Many romantic relationships end because one partner is “guilty” of doing something that destroyed the relationship, which makes us conclude that the other partner is innocent. Is this really so? Too many partners get away with the “innocent” cry because the spouse has done the obvious – committed adultery or had a non-sexual affair. Then you hear the innocent party exclaim, “I am innocent. I did not break my marriage vow.” The sad thing is that although it may be true that one partner did have an affair, we often come to the conclusion that the “innocent” partner did no wrong. The other painful result is that the “innocent” goes on living a well-respected life because, to the world, they have done nothing wrong.
I avoid coming to the conclusion that since a partner did the “wrong” we all can bear witness to, then the other partner is truly innocent. Many partners have committed adultery after years of loneliness, abandonment, abuse, or not having their emotional needs met. This does not excuse the behavior, but it sure does not exonerate the “innocent”.

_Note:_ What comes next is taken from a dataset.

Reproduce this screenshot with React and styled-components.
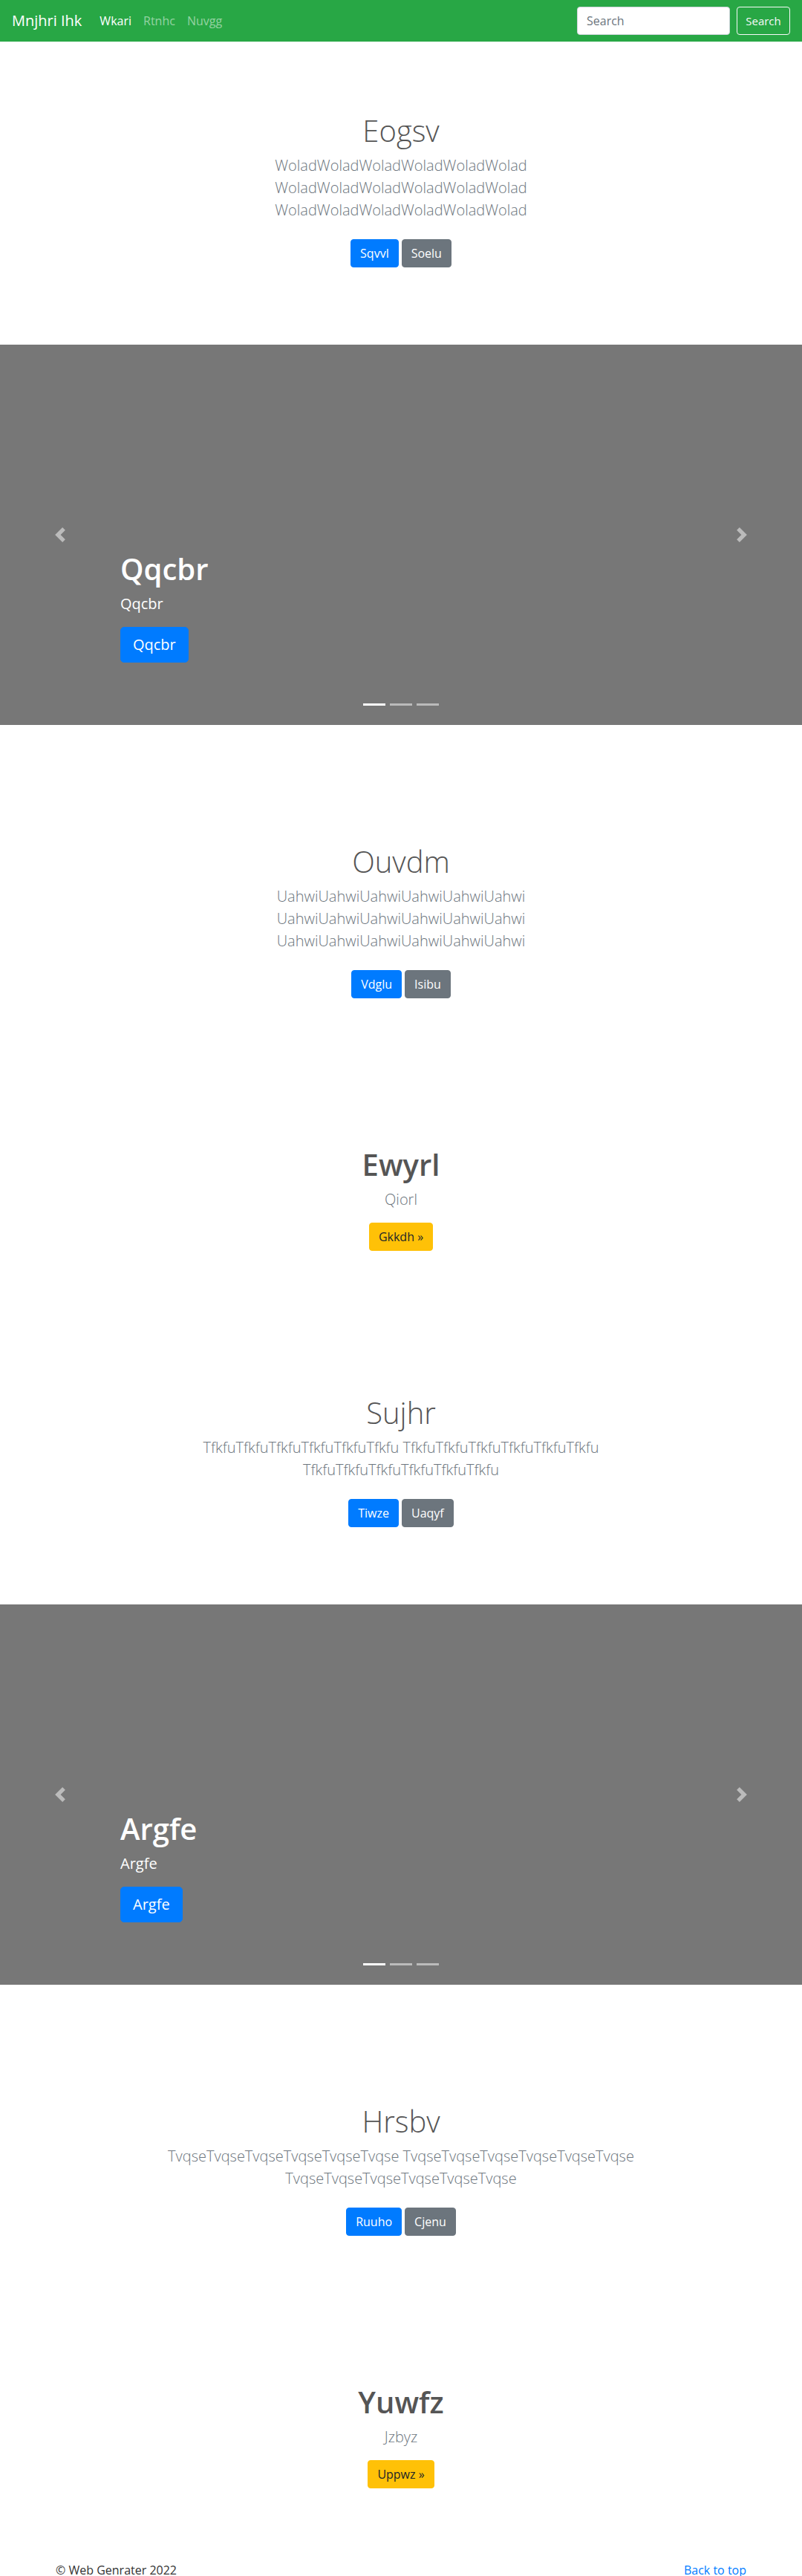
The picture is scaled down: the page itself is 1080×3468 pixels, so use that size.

The irony is that the “innocent” does look innocent in public. He or she is usually well-poised, gracious, kind, respectful and well-mannered. However, no one sees the ugly, dark side displayed in the home. There are cases when even the children will vouch for their parent’s “innocence” – this is usually because the “innocent” knows how to camouflage the behavior with kindness, or the children are too young to understand what is happening.
For decades, I have been saying that unmet needs in a relationship makes one vulnerable to having an affair. Yes, no one goes looking for an affair and most do not want to have an affair. It starts very innocently with a “healthy” friendship-relationship. The partner feels comfortable with this new friend because he or she listens, is kind and pays attention to his or her pain. Then the “wounded spouse” who is seeking attention wakes up one day to the realization that he or she is caught in the emotional web of a romantic encounter. Although it may be confusing at first, it feels good.
The “innocent” partner may suspect or actually discover the questionable behavior and warns or argues with the “wounded” or “guilty” spouse. The “innocent” partner refuses to hear the plea for inclusion and romance. The “innocent” partner comes home anytime, often very late at nights, does not discuss where he or she has been, and in some cases, does not get involved in sharing household duties. Many “innocent” partners are emotionally or physically abusive, utilizing perhaps one of the most subtle, yet powerful forms of abuse – intimidation. It is as though the “guilty” has become the slave and the “innocent” the slave master. But we do not know that the “well-behaved and respected” spouse is a “slave master” or “cold ice box” in the home. We quickly throw stones at the one who did the “terrible thing” and never pause to question or challenge the one who appears to be innocent. Even family members of the “innocent” are often blind and provide biased support, criticizing the “guilty” partner, condemning and causing more emotional pain and frustration.
Yes, there are many partners who are truly innocent when the other partner violates a marriage vow. But far too many are not innocent. Our role is to help expose the truth, even if it is painful. We must stop preserving the “good image of the family” at the expense of the emotional health and destruction of a relationship.
Are you innocent or guilty?
Before you accuse or condemn your guilty partner, pause and take a look at your behavior. My concluding statement is one that should cause you to think – the “guilty” may have painted the room red, but the “innocent” bought the paint. Think about it.